I declined the traditional lunch at Julie’s for reasons I can’t recall at the moment, and mentioned I’d just stop by Cafe Milano for a frozen drink. “Try the chocolate chip cookies from Milano,” suggested my sister. “They’re even better than the ones from Julie’s.”

“Yeah?” I said interestedly. You know our family well enough by now – we’re constantly on a chocolate chip cookie quest. So I stopped by Milano and bought a cookie as advised, as well as a blended frozen mocha – the only kind of coffee I can handle, except this one wasn’t a smart choice either, since I took two sips while walking down Telegraph to my car and immediately felt the sick, anxious feeling I get from caffeinated beverages (like all those endless energy drinks I downed in college).

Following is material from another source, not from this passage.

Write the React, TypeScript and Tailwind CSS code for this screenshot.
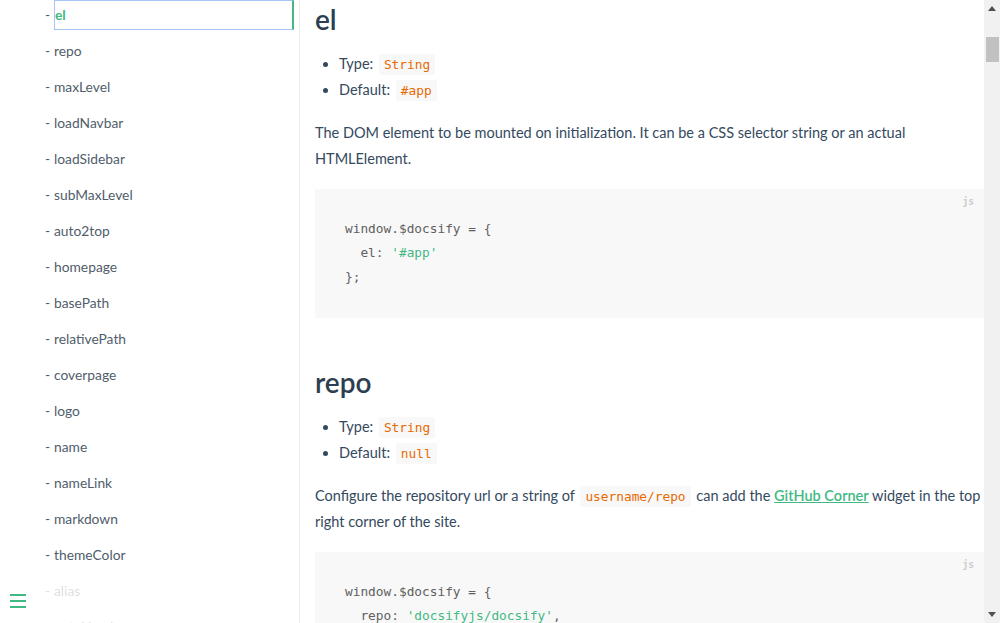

I drove from Berkeley back to my hometown and still felt sick, so I continued straight on Ygnacio Valley Road with the sunroof wide open, blasting music. There’s not much that an extra-loud mixture of Niyaz, Outlandish, and DEBU can’t fix on an icky day. [I love DEBU’s song Lautan Hatiku/The Sea of my Heart, by the way. Watch the video/listen to it here.] I drove twenty miles out of my way, hoping the drive would clear my head, and it did a well enough job of it.

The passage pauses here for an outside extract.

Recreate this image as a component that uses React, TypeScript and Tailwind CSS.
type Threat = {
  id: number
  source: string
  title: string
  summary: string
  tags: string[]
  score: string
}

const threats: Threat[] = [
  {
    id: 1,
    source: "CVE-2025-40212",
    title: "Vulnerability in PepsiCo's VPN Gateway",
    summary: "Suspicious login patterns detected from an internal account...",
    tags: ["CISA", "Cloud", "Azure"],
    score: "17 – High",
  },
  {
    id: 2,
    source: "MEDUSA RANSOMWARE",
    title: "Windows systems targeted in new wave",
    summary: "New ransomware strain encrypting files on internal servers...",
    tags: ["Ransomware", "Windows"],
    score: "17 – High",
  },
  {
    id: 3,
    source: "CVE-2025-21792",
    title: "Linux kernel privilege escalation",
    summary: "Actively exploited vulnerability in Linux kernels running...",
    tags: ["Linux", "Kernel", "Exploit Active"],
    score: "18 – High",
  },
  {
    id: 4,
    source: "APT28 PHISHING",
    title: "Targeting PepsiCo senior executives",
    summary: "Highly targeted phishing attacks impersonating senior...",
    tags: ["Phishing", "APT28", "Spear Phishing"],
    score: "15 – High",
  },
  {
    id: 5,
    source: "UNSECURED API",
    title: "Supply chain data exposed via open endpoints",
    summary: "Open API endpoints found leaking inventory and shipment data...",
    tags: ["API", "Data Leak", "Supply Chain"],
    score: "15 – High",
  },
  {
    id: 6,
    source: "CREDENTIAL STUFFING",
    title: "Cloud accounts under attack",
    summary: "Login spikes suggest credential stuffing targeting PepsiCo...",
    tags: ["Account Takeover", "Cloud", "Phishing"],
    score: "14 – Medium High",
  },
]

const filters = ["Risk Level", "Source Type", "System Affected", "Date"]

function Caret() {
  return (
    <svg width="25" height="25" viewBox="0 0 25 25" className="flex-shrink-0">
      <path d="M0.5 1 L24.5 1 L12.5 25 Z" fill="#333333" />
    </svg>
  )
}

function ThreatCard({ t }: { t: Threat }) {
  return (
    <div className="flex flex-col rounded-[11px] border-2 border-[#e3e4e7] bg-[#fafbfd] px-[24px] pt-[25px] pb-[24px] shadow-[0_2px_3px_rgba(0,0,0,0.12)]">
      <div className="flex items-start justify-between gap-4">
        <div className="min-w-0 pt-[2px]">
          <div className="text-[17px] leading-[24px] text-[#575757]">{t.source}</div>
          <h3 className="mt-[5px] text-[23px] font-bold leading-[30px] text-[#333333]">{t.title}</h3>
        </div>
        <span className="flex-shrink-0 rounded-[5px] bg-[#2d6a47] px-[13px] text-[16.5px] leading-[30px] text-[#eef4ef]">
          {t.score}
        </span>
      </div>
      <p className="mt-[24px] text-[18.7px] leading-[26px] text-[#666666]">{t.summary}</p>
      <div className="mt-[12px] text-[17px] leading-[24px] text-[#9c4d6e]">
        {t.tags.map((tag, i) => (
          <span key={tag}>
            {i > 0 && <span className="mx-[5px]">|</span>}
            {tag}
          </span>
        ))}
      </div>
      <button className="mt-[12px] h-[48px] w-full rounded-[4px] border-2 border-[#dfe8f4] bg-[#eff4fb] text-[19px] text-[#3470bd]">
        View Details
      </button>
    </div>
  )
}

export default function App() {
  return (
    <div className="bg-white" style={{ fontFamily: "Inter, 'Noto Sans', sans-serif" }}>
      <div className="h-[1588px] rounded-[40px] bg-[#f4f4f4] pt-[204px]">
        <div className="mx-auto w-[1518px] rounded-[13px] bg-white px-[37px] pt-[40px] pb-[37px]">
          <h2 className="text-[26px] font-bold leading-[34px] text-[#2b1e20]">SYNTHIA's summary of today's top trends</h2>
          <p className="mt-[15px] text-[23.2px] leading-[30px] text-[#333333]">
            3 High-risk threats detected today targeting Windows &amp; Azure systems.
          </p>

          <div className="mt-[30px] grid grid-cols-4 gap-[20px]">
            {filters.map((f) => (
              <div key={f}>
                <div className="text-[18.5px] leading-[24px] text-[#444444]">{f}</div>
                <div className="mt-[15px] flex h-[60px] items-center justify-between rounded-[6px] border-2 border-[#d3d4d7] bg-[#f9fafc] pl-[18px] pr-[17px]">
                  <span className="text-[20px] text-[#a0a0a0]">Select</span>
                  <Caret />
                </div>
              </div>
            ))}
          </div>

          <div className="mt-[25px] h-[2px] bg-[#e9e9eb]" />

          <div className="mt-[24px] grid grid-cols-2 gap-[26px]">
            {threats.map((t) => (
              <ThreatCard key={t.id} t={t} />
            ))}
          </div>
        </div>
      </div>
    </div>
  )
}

I got home and immediately made a beeline for my computer, only to be disappointed that there was no reply from “the stupid biatch.” (There still has not been, even two weeks later. Somayya remarked yesterday, “I think she probably read your email and just felt really, really stupid.”)

While I was busy making faces at the lack of an acknowledgment/reply, my lovely partner-in-crime, Somayya, called to share exciting news: “Yazzo! Just wanted to let you know the 7-Eleven in San Mateo has blue slurpees! Come visit!”

The local Target carries blue icees, too, I realized just a few days ago. I knew I loved that place for a reason, and not just for the fact that I spend too much money every time I’m there. And, seriously, who gives a freakin’ damn about stupid biatches when my year-long quest for blue raspberry-flavored slurpees is over?